There has been significant criticism of President Trump’s tough stance on trade deficits and unfair practices both with China and America’s allies and neighbors. Opposition to the White House move has come not only from the usual political opponents, but even allies within the GOP.  Indeed, Republicans who would never dream of endorsing unilateral disarmament in weapons negotiations appear all too willing to adopt that concept in economic relations.

Interestingly, much of the media, while criticizing the White House for confronting Canada and Europe for their trade practices and threatening retaliatory tmeasures, neglected to mention a key proposal Trump made at the recent G7 meeting: the elimination of all tariffs.

While bluntly confronting Canada and NATO partners and lumping them in with the adversarial Beijing regime may seem harsh, the reality is that the United States economy and job market has suffered significantly.  Remedial steps are required.

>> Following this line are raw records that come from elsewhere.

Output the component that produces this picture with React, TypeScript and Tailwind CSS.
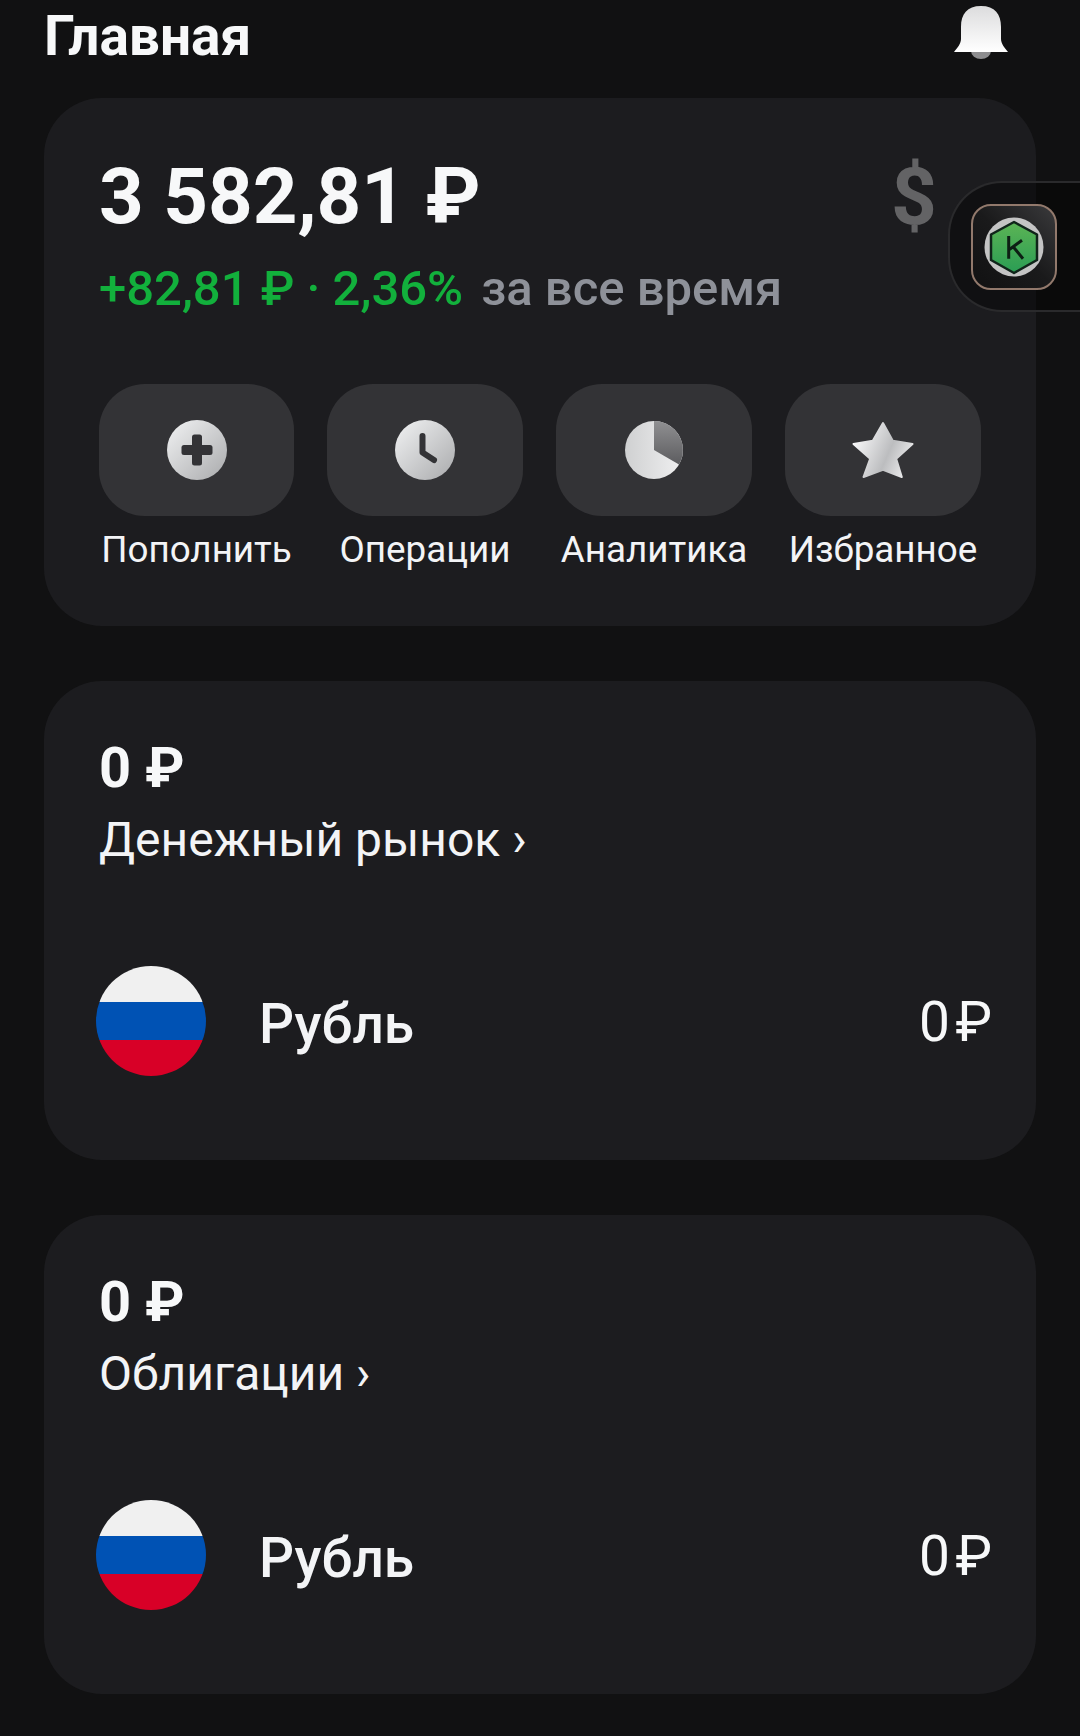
const font = "font-['Roboto','Liberation_Sans',sans-serif]";

function Grad({ id }: { id: string }) {
  return (
    <defs>
      <linearGradient id={id} x1="0" y1="0" x2="1" y2="1">
        <stop offset="0" stopColor="#f2f3f4" />
        <stop offset="1" stopColor="#a9aaac" />
      </linearGradient>
    </defs>
  );
}

function PlusIcon() {
  return (
    <svg width="62" height="62" viewBox="0 0 62 62">
      <Grad id="g-plus" />
      <circle cx="31" cy="31" r="30" fill="url(#g-plus)" />
      <rect x="26" y="15.5" width="10" height="31" rx="2.5" fill="#333336" />
      <rect x="15.5" y="26" width="31" height="10" rx="2.5" fill="#333336" />
    </svg>
  );
}

function ClockIcon() {
  return (
    <svg width="62" height="62" viewBox="0 0 62 62">
      <Grad id="g-clock" />
      <circle cx="31" cy="31" r="30" fill="url(#g-clock)" />
      <path d="M28.5 17v16.5l11.5 7.5" fill="none" stroke="#333336" strokeWidth="6" strokeLinecap="round" strokeLinejoin="round" />
    </svg>
  );
}

function PieIcon() {
  return (
    <svg width="60" height="60" viewBox="0 0 60 60">
      <defs>
        <linearGradient id="g-pie" x1="0" y1="0" x2="1" y2="0">
          <stop offset="0" stopColor="#cfd0d1" />
          <stop offset="1" stopColor="#f0f0f1" />
        </linearGradient>
        <linearGradient id="g-slice" x1="0" y1="0" x2="0" y2="1">
          <stop offset="0" stopColor="#909092" />
          <stop offset="1" stopColor="#5c5c5f" />
        </linearGradient>
      </defs>
      <circle cx="30" cy="30" r="29" fill="url(#g-pie)" />
      <path d="M30 1a29 29 0 0 1 25 43.5L30 30Z" fill="url(#g-slice)" />
    </svg>
  );
}

function StarIcon() {
  return (
    <svg width="62" height="60" viewBox="0 0 62 60">
      <defs>
        <linearGradient id="g-star" x1="0" y1="0.3" x2="1" y2="0.7">
          <stop offset="0" stopColor="#fafafb" />
          <stop offset="0.6" stopColor="#bcbdbf" />
          <stop offset="1" stopColor="#eeeeef" />
        </linearGradient>
      </defs>
      <path
        d="M31 3 40.8 20.7 60.5 24 44.2 38.7 49.8 57 31 49.7 11.5 57 18.2 38.7 1.5 24 20.8 20.7Z"
        fill="url(#g-star)"
        stroke="url(#g-star)"
        strokeWidth="2"
        strokeLinejoin="round"
      />
    </svg>
  );
}

function BellIcon() {
  return (
    <svg width="54" height="53" viewBox="0 0 54 53">
      <defs>
        <linearGradient id="g-bell" x1="0" y1="0" x2="0" y2="1">
          <stop offset="0" stopColor="#dcdcdd" />
          <stop offset="1" stopColor="#ffffff" />
        </linearGradient>
      </defs>
      <path d="M17 45h20a10 8 0 0 1-20 0Z" fill="#8d8d8f" />
      <path
        d="M27 0C13 0 7 8 7 21v12C7 38 3 42 0 46h54c-3-4-7-8-7-13V21C47 8 41 0 27 0Z"
        fill="url(#g-bell)"
      />
    </svg>
  );
}

function FloatingBadge() {
  return (
    <div className="absolute right-0 top-[181px] flex h-[131px] w-[132px] items-center rounded-l-[54px] border-y-2 border-l-2 border-[#2a2a2c] bg-black/40 pl-[21px]">
      <div className="flex h-[86px] w-[86px] items-center justify-center rounded-[20px] border-2 border-[#92796c] bg-gradient-to-bl from-[#3a3a3c] via-[#1a1a1b] to-[#111112]">
        <svg width="60" height="60" viewBox="0 0 60 60">
          <defs>
            <linearGradient id="g-k" x1="0.5" y1="0" x2="0.5" y2="1">
              <stop offset="0" stopColor="#5cb455" />
              <stop offset="1" stopColor="#2a9d54" />
            </linearGradient>
          </defs>
          <circle cx="30" cy="30" r="29.5" fill="#c4c4c4" />
          <path d="M30 5 53 17.5V43L30 56 7 43V17.5Z" fill="url(#g-k)" stroke="#10241a" strokeWidth="2.5" strokeLinejoin="round" />
          <path d="M24.7 19v22.7M24.7 33 38 23.3M29 29.5 39 41.7" fill="none" stroke="#0d1f14" strokeWidth="3" />
        </svg>
      </div>
    </div>
  );
}

function Action({ icon, label }: { icon: React.ReactNode; label: string }) {
  return (
    <div className="flex flex-col items-center">
      <div className="flex h-[132px] w-full items-center justify-center rounded-[46px] bg-[#333336]">{icon}</div>
      <div className="mt-[12px] whitespace-nowrap text-[36.8px] leading-[44px] text-[#f3f4f6]">{label}</div>
    </div>
  );
}

function RubleFlag() {
  return (
    <div className="flex h-[110px] w-[110px] shrink-0 flex-col overflow-hidden rounded-full">
      <div className="h-[36px] bg-[#f0f0f0]" />
      <div className="h-[38px] bg-[#0052b4]" />
      <div className="h-[36px] bg-[#d80027]" />
    </div>
  );
}

function Section({ title }: { title: string }) {
  return (
    <section className="h-[479.5px] rounded-[58px] bg-[#1c1c1f] pl-[55px] pr-[44px] pt-[54px]">
      <div className="text-[56px] font-bold leading-[66px] text-[#f7f8f9]">0 ₽</div>
      <div className="mt-[11px] text-[48px] leading-[56px] text-[#f3f4f6]">{title} ›</div>
      <div className="mt-[98px] flex items-center">
        <div className="-ml-[3px]">
          <RubleFlag />
        </div>
        <div className="ml-[53px] flex-1 pt-[6px] text-[55px] font-medium leading-[60px] text-[#f3f4f6]">Рубль</div>
        <div className="pt-[3px] text-[55px] leading-[60px] text-[#f7f8f9]">0{"\u200a"}₽</div>
      </div>
    </section>
  );
}

export default function App() {
  return (
    <div className={`relative h-[1736px] w-[1080px] overflow-hidden bg-[#111112] ${font}`}>
      <header className="flex h-[98px] items-start justify-between pl-[44px] pr-[72px] pt-[6px]">
        <h1 className="text-[55px] font-bold leading-[60px] text-[#f7f8f9]">Главная</h1>
        <BellIcon />
      </header>

      <main className="flex flex-col gap-[54.5px] px-[44px]">
        <section className="h-[528px] rounded-[58px] bg-[#1c1c1f] px-[55px] pt-[56px]">
          <div className="flex items-start justify-between">
            <div className="text-[78px] font-bold leading-[86px] text-[#f7f8f9]">3 582,81 ₽</div>
            <div className="mr-[44px] text-[80px] font-bold leading-[86px] text-[#636365]">$</div>
          </div>
          <div className="mt-[21px] flex items-baseline gap-[18px] text-[49px] font-medium leading-[56px]">
            <span className="text-[#12b03c]">+82,81 ₽ · 2,36%</span>
            <span className="text-[#8e9199]">за все время</span>
          </div>
          <div className="mt-[67px] grid grid-cols-[195px_196px_196px_196px] gap-[33px]">
            <Action icon={<PlusIcon />} label="Пополнить" />
            <Action icon={<ClockIcon />} label="Операции" />
            <Action icon={<PieIcon />} label="Аналитика" />
            <Action icon={<StarIcon />} label="Избранное" />
          </div>
        </section>

        <Section title="Денежный рынок" />
        <Section title="Облигации" />
      </main>

      <FloatingBadge />
    </div>
  );
}
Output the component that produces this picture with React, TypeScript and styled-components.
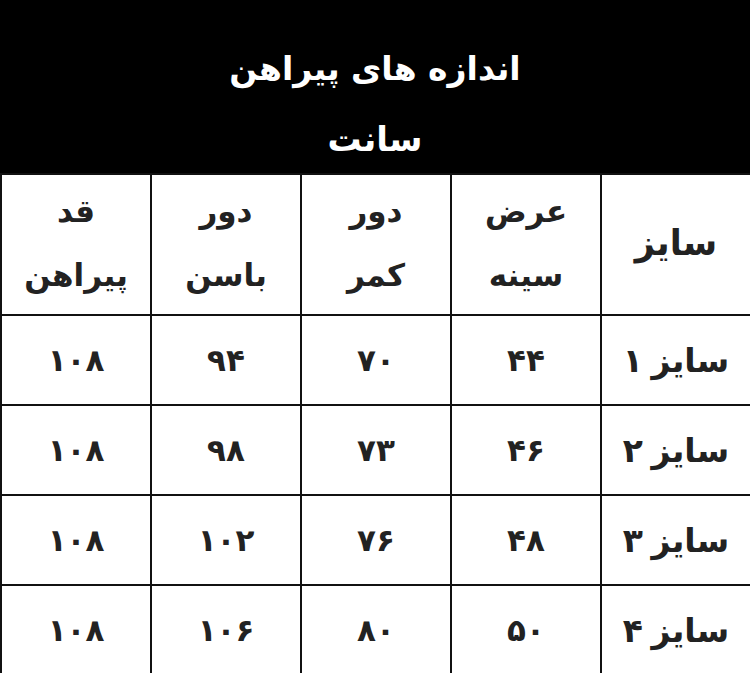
import styled, { createGlobalStyle } from "styled-components";

const GlobalStyle = createGlobalStyle`
  html, body {
    margin: 0;
    padding: 0;
    background: #fff;
  }
  body {
    font-family: "DejaVu Sans", "Noto Sans", sans-serif;
  }
`;

const headers = [
  ["سایز"],
  ["عرض", "سینه"],
  ["دور", "کمر"],
  ["دور", "باسن"],
  ["قد", "پیراهن"],
];

const rows = [
  ["سایز ۱", "۴۴", "۷۰", "۹۴", "۱۰۸"],
  ["سایز ۲", "۴۶", "۷۳", "۹۸", "۱۰۸"],
  ["سایز ۳", "۴۸", "۷۶", "۱۰۲", "۱۰۸"],
  ["سایز ۴", "۵۰", "۸۰", "۱۰۶", "۱۰۸"],
];

export default function App() {
  return (
    <>
      <GlobalStyle />
      <Page dir="rtl">
        <Banner>
          <Title>اندازه های پیراهن</Title>
          <Unit>سانت</Unit>
        </Banner>
        <Table>
          {headers.map((h, i) => (
            <HeadCell key={i} $single={h.length === 1}>
              {h.map((line, j) => (
                <span key={j}>{line}</span>
              ))}
            </HeadCell>
          ))}
          {rows.map((r, i) =>
            r.map((v, j) => (
              <Cell key={`${i}-${j}`} $label={j === 0}>
                {v}
              </Cell>
            ))
          )}
        </Table>
      </Page>
    </>
  );
}

const Page = styled.div`
  width: 750px;
  height: 673px;
  overflow: hidden;
  background: #fff;
`;

const Banner = styled.div`
  background: #000;
  color: #fff;
  height: 173px;
  display: flex;
  flex-direction: column;
  align-items: center;
  padding-top: 44px;
  box-sizing: border-box;
`;

const Title = styled.div`
  font-size: 33px;
  font-weight: bold;
  line-height: 50px;
`;

const Unit = styled.div`
  font-size: 34px;
  font-weight: bold;
  line-height: 50px;
  margin-top: 20px;
`;

const Table = styled.div`
  display: grid;
  grid-template-columns: repeat(5, 150px);
  grid-template-rows: 141px 90px 90px 90px 90px;
  border-top: 2px solid #111;
`;

const HeadCell = styled.div<{ $single: boolean }>`
  display: flex;
  flex-direction: column;
  align-items: center;
  justify-content: center;
  border-left: 2px solid #111;
  border-bottom: 2px solid #111;
  color: #222;
  font-weight: bold;
  font-size: ${(p) => (p.$single ? "35px" : "31px")};
  line-height: 64px;
  padding-bottom: 4px;
`;

const Cell = styled.div<{ $label: boolean }>`
  display: flex;
  align-items: center;
  justify-content: center;
  border-left: 2px solid #111;
  border-bottom: 2px solid #111;
  color: #222;
  font-weight: bold;
  font-size: ${(p) => (p.$label ? "33px" : "31px")};
  word-spacing: ${(p) => (p.$label ? "-3px" : "0")};
`;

The Alliance for American Manufacturing  reports that “Unfair trade practices like dumping, export subsidies, and currency manipulation drove the loss of more than 6.1 million U.S. manufacturing jobs from 1998 to 2010. Today, there is no greater threat to the resurgence in American manufacturing than widening trade deficits and unfair trade practices that go unchecked. New trade agreements must give American workers and businesses tools to aggressively push back against unfair trade practices like currency manipulation, and create a level playing field. Trade agreements already on the books must be strictly enforced. And we need our policymakers to develop and implement a plan to end our trade deficit in manufactured goods, which directly threatens a potential resurgence for American manufacturing.”

U.S. agriculture faces a similar challenge. Mike Thompson, writing in Real Clear Politics  notes that “As global trade continues to expand, it’s important to remember that ‘free trade’ only works if it is ‘fair trade.’ Trade is good for America when that trade is fair. Only when our farmers and other suppliers of goods and services compete on a truly level playing field with their foreign competitors can ‘free trade’ become reality…”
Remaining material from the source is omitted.